Building on this perspective, my argument interprets "judgment" as a kind of desire that distorts reality and at the same time reveals itself through ethical statements. Judgment is the imitative moment during which one character distances and/or differentiates him- or herself from another.8 The moment is imitative because it would not occur apart from another character, and it distorts reality by exaggerating existing differences or creating imaginary ones. As the protagonist judges (differentiates) with increasing passion, he or she inevitably perceives the rival as a sort of monster yet at the same time begins to speak and act like the rival. This doubling, this hallucinatory self-righteousness, is the punishment that Christ's injunction threatens. By using the passive voice ("ye shal be iudged" and "it shal be measured to you againe"), the sermon refuses to designate an external agency of judgment. It insinuates that judgment, measurement, punishment, and reward are all self-reflexive. Because these judgments structure relationships according to binary oppositions, they lend themselves to formulaic, antithetical expressions, the locus classicus of which belongs to the Pharisee in Christ's parable: "I thanke thee that I am not as other men" (Luke 18:11). In English, the future tense and the subjunctive voice better intimate an unrealized intention of moral superiority. Thus, for my purposes, echoes of the Pharisee's statement, such as "I'll never be like that person" or "I would never do that," adequately capture the psychological implications, and such echoes can be heard throughout Measure.
Because judgments are overdifferentiating, exclusionary evaluations, they constitute a form of negative desire, a desire by which one seeks to distance him- or herself from an object (and its model). Judgment persuades the subject that he or she is above or beyond the transgression or personality type being judged. The actual act of passing judgment assures the subject that he or she is establishing that distance. Ironically, the subject who passes judgment becomes absorbed with the other. Thus the subject will experience erratic behavior and emotions but will not identify them with their source precisely because the subject has (over)differentiated him- or herself from that source. Through its dialogue, Measure tersely mocks this act of overdifferentiation. What is said of Lucio and a Gentleman applies to all: "There went but a pair of shears between" the characters, although they cannot see their similarities (1.2.27). When Abhorson complains that Pompey "will discredit our mystery," the Provost replies: "Go to, sir, you weigh equally: a feather will turn the scale" (4.2.26-29). Such is the fate of most of the characters. At the moment they articulate their unlikeness to other characters, they are most similar: a feather will turn the scale.

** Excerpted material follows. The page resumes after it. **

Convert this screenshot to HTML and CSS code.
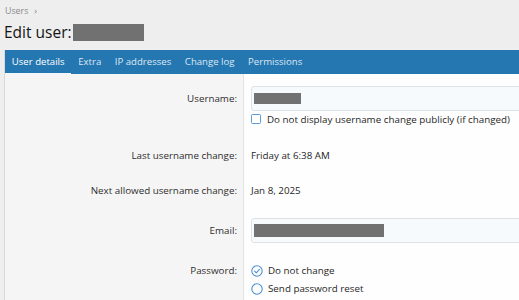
FILE: index.html
```html
<!DOCTYPE html>
<html>
<head>
<meta charset="utf-8">
<link rel="stylesheet" href="styles.css">
</head>
<body>
<div class="crumbs"><span>Users</span><span class="sep">›</span></div>
<h1 class="title">Edit user: <span class="redact redact-title"></span></h1>
<div class="block">
  <nav class="tabs">
    <span class="tab active">User details</span>
    <span class="tab">Extra</span>
    <span class="tab">IP addresses</span>
    <span class="tab">Change log</span>
    <span class="tab">Permissions</span>
  </nav>
  <div class="form">
    <div class="row row-first">
      <div class="label label-input">Username:</div>
      <div class="control">
        <div class="input"><span class="redact redact-user"></span></div>
        <label class="check"><span class="box"></span>Do not display username change publicly (if changed)</label>
      </div>
    </div>
    <div class="row">
      <div class="label">Last username change:</div>
      <div class="control text">Friday at 6:38 AM</div>
    </div>
    <div class="row">
      <div class="label">Next allowed username change:</div>
      <div class="control text">Jan 8, 2025</div>
    </div>
    <div class="row">
      <div class="label label-input">Email:</div>
      <div class="control">
        <div class="input"><span class="redact redact-email"></span></div>
      </div>
    </div>
    <div class="row row-pw">
      <div class="label label-opt">Password:</div>
      <div class="control">
        <div class="opt">
          <svg class="radio" viewBox="0 0 12 12" width="12" height="12"><circle cx="6" cy="6" r="5.2" fill="none" stroke="#4f92cf" stroke-width="1.1"/><path d="M3.6 6.2 L5.3 7.8 L8.4 4.4" fill="none" stroke="#4f92cf" stroke-width="1.1" stroke-linecap="round" stroke-linejoin="round"/></svg>
          <span>Do not change</span>
        </div>
        <div class="opt">
          <svg class="radio" viewBox="0 0 12 12" width="12" height="12"><circle cx="6" cy="6" r="5.2" fill="none" stroke="#4f92cf" stroke-width="1.1"/></svg>
          <span>Send password reset</span>
        </div>
        <div class="hint">A password reset confirmation will be emailed to the user.</div>
      </div>
    </div>
  </div>
</div>
</body>
</html>
```
FILE: styles.css
```css
html, body {
  margin: 0;
  padding: 0;
}
body {
  background: #eeeeee;
  font-family: "Open Sans", "Noto Sans", sans-serif;
  color: #222;
  overflow: hidden;
  width: 519px;
  height: 300px;
}
.crumbs {
  padding: 5px 0 0 5px;
  height: 11px;
  line-height: 11px;
  font-size: 8.8px;
  color: #8a8a8a;
}
.crumbs .sep {
  margin-left: 6px;
  font-size: 9px;
}
.title {
  margin: 6px 0 8px 4px;
  font-size: 15.5px;
  font-weight: 400;
  line-height: 20px;
  height: 20px;
  color: #141414;
  white-space: nowrap;
}
.redact {
  display: inline-block;
  background: #717171;
}
.redact-title {
  width: 71px;
  height: 17px;
  vertical-align: -3px;
  margin-left: -3px;
}
.block {
  margin-left: 4px;
  border-left: 1px solid #d9d9d9;
}
.tabs {
  display: flex;
  height: 24px;
  background: #2577b1;
  font-size: 9.6px;
  line-height: 24px;
}
.tab {
  padding: 0 6.8px;
  color: #dce8f3;
  white-space: nowrap;
}
.tab.active {
  color: #ffffff;
  box-shadow: inset 0 -1px 0 #f2f6fa;
}
.row {
  display: grid;
  grid-template-columns: 239px 1fr;
  font-size: 9.8px;
}
.label {
  background: #f5f5f5;
  border-right: 1px solid #e3e3e3;
  text-align: right;
  padding: 10px 6px 10px 0;
  line-height: 15px;
  color: #2e2e2e;
  white-space: nowrap;
}
.control {
  background: #fefefe;
  padding: 10px 0 10px 7px;
  line-height: 15px;
  white-space: nowrap;
  overflow: hidden;
}
.text {
  color: #1e1e1e;
}
.row-first .label,
.row-first .control {
  padding-top: 12px;
  padding-bottom: 12px;
}
.label-input {
  line-height: 25px;
}
.input {
  box-sizing: border-box;
  height: 25px;
  width: 320px;
  background: #f7fafc;
  border: 1px solid #dde2e7;
  border-radius: 3px;
  padding: 0 0 0 2px;
  display: flex;
  align-items: center;
}
.redact-user {
  width: 47px;
  height: 11px;
}
.redact-email {
  width: 130px;
  height: 13px;
}
.check {
  display: flex;
  align-items: center;
  margin-top: 2px;
  height: 13px;
  line-height: 13px;
  color: #1e1e1e;
}
.box {
  box-sizing: border-box;
  width: 10px;
  height: 10px;
  border: 1.3px solid #5a9bd5;
  border-radius: 1.5px;
  margin-right: 6px;
  margin-top: -2px;
  background: #fff;
}
.row-pw .label,
.row-pw .control {
  padding-top: 8.5px;
  padding-bottom: 0;
}
.label-opt {
  line-height: 18px;
}
.opt {
  display: flex;
  align-items: center;
  height: 18px;
  line-height: 18px;
  color: #1e1e1e;
}
.radio {
  margin-right: 5px;
  flex: none;
}
.hint {
  margin-top: 0;
  padding-left: 16px;
  font-size: 8.6px;
  line-height: 12px;
  color: #8a8a8a;
}
```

Outside of purely comic situations, this overdifferentiation ultimately leads toward victimization. The victim, in this context, deflects attention from the disparity between what the victimizer claims to be and what the victimizer is. Of course, the victim can be either the rival or a third party. Only forgiveness can arrest a situation of escalating rivalry and eventual victimage. Put differently, forgiveness turns even deadly serious situations toward comic ends. An act of forgiveness breaks the bond of reciprocity by focusing on similarities between the rivals and halting the desire for differentiation. True to the etymology of the word (αΦιημι) translated "forgiveness" the Mount (Matt. 6:12, 14-15), forgiveness requires the offended individual to untie or release the enemy. Otherwise, the two remain tied together through reciprocity. Overriding all differences, forgiveness alone admits the mutual need for mercy. This need for mercy is mutual, not because all moral offenses are equally destructive or equally malicious—nor even because both parties are offenders—but because the refusal to offer mercy subjects the offended party to an unwanted model which will continue to mediate unwanted desires, mostly for revenge. All offenses must be forgivable in order to break the chain of reciprocity.
To stress the seductive dynamic of judgment that structures the play, I conclude this theoretical sketch by remarking on the conventional readings of Measure as they have privileged external agencies of judgment over internal ones. Although the title of this play, Measure for Measure, is often remarked upon, the judicial and theological dimensions generally obscure the psychological.9 The mention of the Sermon on the Mount and its injunction for listeners to "Iudge not" conjures up images either of a divine judge enforcing his laws or of an earthly vicar enforcing them with divine authority. In both cases, that of the juridical state and that of the vindictive god, transcendental powers intervene in human affairs to establish justice. According to my reading, Measure ultimately supplants such agencies of justice, as well as the conception of justice as a fair distribution of punishment. Even in the final act of the play, when Duke Vincentio is perceived as a "power divine," he refuses to mete out punishment according to the crime. Nothing in his actions executes such "justice," just as nothing in the biblical injunction insists on an external judge. The "measure" he applies to Angelo is one of mercy, whereas the reciprocal "measure" demanded by Angelo (and many critics, including Johnson and Coleridge)10 is a death for a death. The lack of severity in Duke Vincentio, therefore, shifts the focus from external judgment to internal, interdividual judgment.
If the above assumptions are correct, Measure for Measure assigns the source of judgment and vindictiveness to humans, not to institutions or to a divine power. The immanence of reciprocal human relationships precludes the need of a transcendental power. Instead of a divine judge who threatens judgment, human relationships enforce the threat. Thus, the reciprocity of judgment that governs Measure's characters (and spectators) can be accounted for in strictly psychological terms. This human proclivity toward judgment and against forgiveness is registered in a failure among critics to understand "measure for measure" as a neutral descriptor, one that is as accurate in describing merciful, loving transactions as in describing vilifying, vindictive ones. These critics, who insist on poetic justice, understand "measure for measure" the only Sermon in its punitive on sense. For example, Charlotte Lennox writes, "Thus it should have been, according to the Duke's own Judgment to have made it Measure for Measure; but when Angelo was pardoned, and restored to Favour, how then was it Measure for Measure?"11 Similarly, William Lawrence writes, "The title 'Measure for Measure' is, however, contradicted by the final decisions of the Duke, who concludes that mercy should temper justice, and that the strict letter of the law should not be enforced."12 Finally, Jocelyn Powell considers "measure" as applicable to only "the judicial deputy, who metes out measure for measure."13 As I hope to show, the play offers a broader concept of "measure for measure," one by which characters are punished or rewarded according to their own standards.